Very good to know. Would love to see your full write up. For now I just plan on using the second serial port for networking/file transfers and run the DOS from the machine; however, in the future I may try the dosbox app. Sounds interesting. Would like to hear more for sure. Thanks!
I just ordered one of these from Ebay, and I'll post up how it turns out with details, pics, etc. once I get it setup.
Bridgeport used to sell a enhanced performance option that included solid modeling, a mouse and windows 3.1. Some of my customers took this a step further and used windows 3.11 for workgroups and put in a ethernet card to load large 3D programs. FYI
George
(Note: The opinions expressed in this post are my own and are not necessarily those of CNCzone and its management)
Happy Memorial Day!
Well, the new motherboard came in and is working fine. Unfortunately I am having a couple of software bugs to work out. Instead of buying a HDD, I found a blank DOM laying around. It is partitioned and formatted. I loaded both DOS 6.0 and BP V2.30/4.54 to the module. For some reason the PC will not book from the DOM (I fiddled with the obvious BIOS boot settings). Anybody know why? Am I missing a file or two? Do I need a boot sector of some sort?
When using the DOS 6.0 boot disk, and running the software from C:, the software wants to reference two files from A: (BMDC.BIN and BMDCPRMS.SYS) when loading the DX-32 software and would fail to load. The only way to get the software to load was to copy these files from the DOM to the floppy and voila, the software works. It seems weird that a program from C: would reference A: for files that are already on C:. How would I fix this? Is there any way to get both DOS and the DX-32 software to boot and load from the DOM alone?
I greatly appreciate your help, I am not that skilled in the computer arena. Thank you.
Chad
DOS 6.20 is a 3 disk set and is self loading. It does install hidden files that make a disk bootable. Typically when I nuke a hard drive I fdisk it, format it, make the partition a active DOS partition, load DOS and then the machine software.
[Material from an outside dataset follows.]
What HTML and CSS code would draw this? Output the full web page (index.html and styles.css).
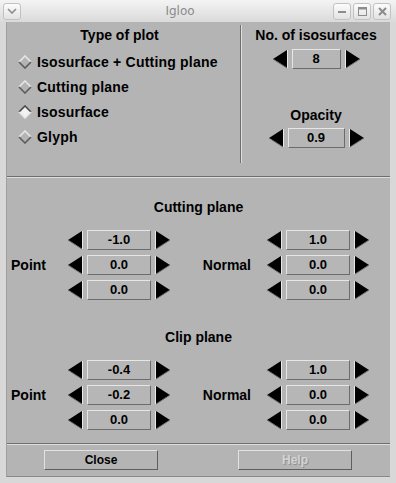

With only DOS loaded, it should boot from the DOM. I check this and then I load the machine software. I use the install.bat file or a autoexec.bat file. A dir of the disk tells me what is there. Using such a batch file makes sure certain files and fonts go where they need to go.
George
(Note: The opinions expressed in this post are my own and are not necessarily those of CNCzone and its management)
Hello George,
Thank you for your reply. I was able to get it running doing the following using a DOS 5.0 boot disk:
Erased the DOM
Made Active Partition
Format C:
fdisk/mbr
Changed floppy and Installed BP V2.30/4.54 software
Changed back to boot disk and SYS C:
Changed BIOS Boot settings back to boot from Hard Disk
It seems everthing is working fine and booting from the DOM. I start the machine, DOS starts and goes straight to loading the machine software. Am I Ok using the files that I loaded from the boot disk to the DOM as an operating system? The software seems to be functioning correctly. No errors as of yet.
Thanks,
Chad
EDIT: Boot Disk was made from HERE
Last edited by FugginZukin; 06-01-2010 at 10:04 AM. Reason: info
I have a dicovery 308 mahcine with a DX32 controller. The motherboard is a 486dx with only ISA slots in it. I would like to replace it with a pentium or 486 that has ISA and pci slots so that I can get some usb ports and run windows 98 with a network card.
I know EMI sells an upgrade kit $$$, and told me that not all boards with ISA slots will work with BMDC. DO know if that is BS or not.
Can you please tell me what motherboard you used or what the specs needed are?
The BMDC is a "full length" card, which means it's very very long (the full length of most motherboards). Some motherboards don't have enough clearance aligned with the ISA slots (jumper-type cable blocks, heatsinks and tall cylinder caps get in the way, etc), so a very long card might not fit.